Sunday, June 12, 2011

Unreal


Long time coming, you finally sat on my bed. Those rolled up skinny jeans and dark flannel covering your skin and bones. Once short hair, now long, dark against your smooth skin. Your breathing was wary, your lips impossible to avoid, you spoke smoothly, slowly, thoughtfully. I hung on every word like a kid on slippery monkey bars, quickly grasping the next before the last slipped away. Our legs were only a few inches apart, electricity jumping from our knees, hot skin prickling. It was late and there was no reason to go out now, so we sat quietly, anxious each other’s presence. We spoke about anything…  and nothing… and everything. We lied with a reasonable distance between our frames, but I could still feel the heat of your body glowing onto the sheets. As the night dissolved, exhaustion took place of nerves and we sank closer together in the bed. You smelled like cinnamon and the air at dusk, and you sounded like a song on my favorite CD. Night wore into early morning and we found ourselves stirring after a few hours of unexpected slumber. Still rubbing sleep from our eyes we laughed in the pureness of being tangled in dreams together.
            Yesterday’s warm day gave no warning for the morning’s cool air, and I pried the window open. We listened as the wind brought the clouds closer and a light rain began to fall. The drizzling awoke our bodies and without a warning you pulled me close. Your mouth touched the side of my face, soft lips running over my cheek. At the edge of my mouth you paused and I gasped a tiny breath. We tasted each other, our lips softly playing and our tongues tangling. My hands explored your collarbones, your thin chest; rib bones under my fingertips. My mouth followed and tasted your skin. You sighed and pulled my body on top of yours and kissed me hard and long. You held me tight and flipped over so you could press your body onto mine. You breathed down my stomach, your lips sliding along my skin. In a careful mess of hands we removed the now unwanted clothing and continued to kiss and touch. You were so sweet on my lips, like sugar; you melted on my tongue.
My head was so calm and clear for a girl who never wanted someone so badly. But it was just so right, you were everything I needed at that moment; you touched my body like I was unreal to you, like you were afraid I’d disappear if you didn’t hold on tight enough. I was never so sure of anything in my whole life. With the rain pattering on the screen behind our head you carefully swept your body along mine. We both murmured in the ecstasy of the sensation of our bodies joining. We moved with our heartbeats, our fingers entangled in each other’s hair.
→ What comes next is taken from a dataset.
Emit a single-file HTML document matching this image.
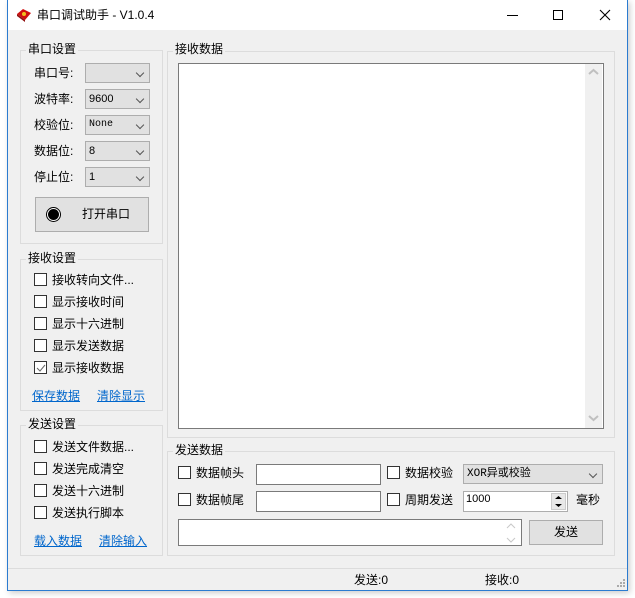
<!DOCTYPE html><html><head><meta charset="utf-8"><style>
*{box-sizing:border-box;margin:0;padding:0}
body{width:635px;height:598px;background:#fff;position:relative;overflow:hidden;font-family:"Liberation Sans","Noto Sans CJK SC",sans-serif;font-size:12px;color:#000}
.a{position:absolute}
.win{left:7px;top:0;width:621px;height:591px;border:1px solid #2b7bd0;border-top:none;background:#f0f0f0;box-shadow:2px 2px 6px rgba(0,0,0,.2)}
.tb{left:8px;top:0;width:619px;height:30px;background:#fff}
.g{position:absolute;border:1px solid #dcdcdc}
.gl{position:absolute;background:#f0f0f0;padding:0 2px;line-height:14px;font-size:12px}
.cb{position:absolute;width:20px;height:20px;border:1px solid #adadad;background:#e1e1e1;font-size:11px;padding-left:3px;line-height:18px}
.cb:after{content:"";position:absolute;right:6px;top:6px;width:5px;height:5px;border-right:1px solid #555;border-bottom:1px solid #555;transform:rotate(45deg)}
.ck{position:absolute;width:13px;height:13px;border:1px solid #333;background:#fff}
.t{position:absolute;line-height:14px;white-space:nowrap}
.lk{position:absolute;color:#0066cc;text-decoration:underline;line-height:14px}
.in{position:absolute;border:1px solid #7a7a7a;background:#fff}
.bt{position:absolute;border:1px solid #adadad;background:#e1e1e1;text-align:center}
</style></head><body>
<div class="a win"></div>
<div class="a tb"></div>
<svg class="a" style="left:15px;top:7px" width="18" height="16" viewBox="0 0 18 16"><path d="M2 7 L8 2 L16 6 L10 13Z" fill="#d01010"/><path d="M2 7 L10 13 L10 15 L2 9Z" fill="#901010"/><circle cx="9" cy="7" r="2" fill="#f0c020"/></svg>
<div class="t" style="left:37px;top:8px;font-size:12px">串口调试助手 - V1.0.4</div>
<div class="a" style="left:507px;top:15px;width:11px;height:1px;background:#000"></div>
<div class="a" style="left:553px;top:10px;width:10px;height:10px;border:1px solid #000"></div>
<svg class="a" style="left:599px;top:9px" width="12" height="12"><path d="M1 1L11 11M11 1L1 11" stroke="#000" stroke-width="1.1"/></svg>

<div class="g" style="left:20px;top:50px;width:143px;height:194px"></div>
<div class="gl" style="left:26px;top:42px">串口设置</div>
<div class="t" style="left:34px;top:66px">串口号:</div>
<div class="t" style="left:34px;top:92px">波特率:</div>
<div class="t" style="left:34px;top:118px">校验位:</div>
<div class="t" style="left:34px;top:144px">数据位:</div>
<div class="t" style="left:34px;top:170px">停止位:</div>
<div class="cb" style="left:85px;top:63px;width:65px"></div>
<div class="cb" style="left:85px;top:89px;width:65px">9600</div>
<div class="cb" style="left:85px;top:115px;width:65px;font-family:'Liberation Mono',monospace;font-size:10px">None</div>
<div class="cb" style="left:85px;top:141px;width:65px">8</div>
<div class="cb" style="left:85px;top:167px;width:65px">1</div>
<div class="bt" style="left:35px;top:197px;width:114px;height:35px"></div>
<div class="a" style="left:46px;top:207px;width:15px;height:15px;border-radius:50%;border:1px solid #000;background:#fff"></div>
<div class="a" style="left:48px;top:209px;width:11px;height:11px;border-radius:50%;background:#000"></div>
<div class="t" style="left:82px;top:207px">打开串口</div>

<div class="g" style="left:20px;top:259px;width:143px;height:152px"></div>
<div class="gl" style="left:26px;top:251px">接收设置</div>
<div class="ck" style="left:34px;top:273px"></div><div class="t" style="left:52px;top:273px">接收转向文件...</div>
<div class="ck" style="left:34px;top:295px"></div><div class="t" style="left:52px;top:295px">显示接收时间</div>
<div class="ck" style="left:34px;top:317px"></div><div class="t" style="left:52px;top:317px">显示十六进制</div>
<div class="ck" style="left:34px;top:339px"></div><div class="t" style="left:52px;top:339px">显示发送数据</div>
<div class="ck" style="left:34px;top:361px"></div><svg class="a" style="left:35px;top:362px" width="12" height="12"><path d="M2 6L5 9L10 3" stroke="#666" fill="none"/></svg><div class="t" style="left:52px;top:361px">显示接收数据</div>
<div class="lk" style="left:32px;top:389px">保存数据</div>
<div class="lk" style="left:97px;top:389px">清除显示</div>

<div class="g" style="left:20px;top:425px;width:143px;height:131px"></div>
<div class="gl" style="left:26px;top:417px">发送设置</div>
<div class="ck" style="left:34px;top:440px"></div><div class="t" style="left:52px;top:440px">发送文件数据...</div>
<div class="ck" style="left:34px;top:462px"></div><div class="t" style="left:52px;top:462px">发送完成清空</div>
<div class="ck" style="left:34px;top:484px"></div><div class="t" style="left:52px;top:484px">发送十六进制</div>
<div class="ck" style="left:34px;top:506px"></div><div class="t" style="left:52px;top:506px">发送执行脚本</div>
<div class="lk" style="left:34px;top:534px">载入数据</div>
<div class="lk" style="left:99px;top:534px">清除输入</div>

<div class="g" style="left:167px;top:51px;width:448px;height:387px"></div>
<div class="gl" style="left:173px;top:42px">接收数据</div>
<div class="in" style="left:178px;top:63px;width:426px;height:366px"></div>
<div class="a" style="left:585px;top:64px;width:17px;height:364px;background:#f0f0f0"></div>
<svg class="a" style="left:588px;top:68px" width="11" height="8"><path d="M1 6L5.5 2L10 6" stroke="#c0c0c0" stroke-width="2" fill="none"/></svg>
<svg class="a" style="left:588px;top:414px" width="11" height="8"><path d="M1 2L5.5 6L10 2" stroke="#c0c0c0" stroke-width="2" fill="none"/></svg>

<div class="g" style="left:167px;top:451px;width:448px;height:105px"></div>
<div class="gl" style="left:173px;top:443px">发送数据</div>
<div class="ck" style="left:178px;top:466px"></div><div class="t" style="left:196px;top:466px">数据帧头</div>
<div class="ck" style="left:178px;top:493px"></div><div class="t" style="left:196px;top:493px">数据帧尾</div>
<div class="in" style="left:256px;top:464px;width:125px;height:21px"></div>
<div class="in" style="left:256px;top:491px;width:125px;height:21px"></div>
<div class="ck" style="left:387px;top:466px"></div><div class="t" style="left:405px;top:466px">数据校验</div>
<div class="ck" style="left:387px;top:493px"></div><div class="t" style="left:405px;top:493px">周期发送</div>
<div class="cb" style="left:463px;top:464px;width:140px;height:20px;font-family:'Liberation Mono','Noto Sans CJK SC',monospace;font-size:11px">XOR异或校验</div>
<div class="in" style="left:463px;top:491px;width:105px;height:21px;border-color:#adadad;padding-left:2px;line-height:14px;font-size:11px">1000</div>
<div class="a" style="left:551px;top:493px;width:15px;height:17px;background:#e8e8e8;border:1px solid #ccc"></div>
<svg class="a" style="left:554px;top:494px" width="9" height="15"><path d="M1 5L4.5 2L8 5Z M1 10L4.5 13L8 10Z" fill="#000"/></svg>
<div class="t" style="left:576px;top:493px">毫秒</div>
<div class="in" style="left:178px;top:519px;width:344px;height:27px"></div>
<svg class="a" style="left:506px;top:522px" width="10" height="22"><path d="M1 6L5 2L9 6M1 16L5 20L9 16" stroke="#c8c8c8" fill="none"/></svg>
<div class="bt" style="left:529px;top:520px;width:74px;height:25px;line-height:23px">发送</div>

<div class="a" style="left:8px;top:568px;width:619px;height:1px;background:#dcdcdc"></div>
<div class="t" style="left:354px;top:573px">发送:0</div>
<div class="t" style="left:485px;top:573px">接收:0</div>
<svg class="a" style="left:614px;top:578px" width="12" height="12"><g fill="#aaa"><rect x="9" y="1" width="2" height="2"/><rect x="6" y="4" width="2" height="2"/><rect x="9" y="4" width="2" height="2"/><rect x="3" y="7" width="2" height="2"/><rect x="6" y="7" width="2" height="2"/><rect x="9" y="7" width="2" height="2"/></g></svg>
</body></html>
Our pulse drove us to finally cry out and sink into the blankets, warm with the heat from our desires. I nestled my face into your chest and your fingers found mine and intertwined. A whisper of wind twisted into the room and I looked up to the window; the clouds had darkened. I smiled as the rain began to come down harder and harder than before.  

Friday, June 3, 2011

Untitled

My nose hurts like blood and my head like three hours of sleep and no coffee. My tongue is white in the middle from overcooked, overdue lunch and my lips are cracked on the edge from fake smiles and a dry heat. My fingers throb from vainly applied glue and plastic ripped off by cheap glue and plastic filled with overpriced odds and ends. My eyes close from an onset anxiety attack and my mouth droops in an inevitable frown. My body yells out in tender muscles torn and bruised from 40% alcohol by volume and music that provides me my only solace. Everything I know changes today. My heart beats unnaturally to tell you goodbye, I am just not sure if I should ever see you again, because everything I know changes today, and I never really got to know you, so I think you will stay the same.

My skins shivers in the haunted house of yesterday's life.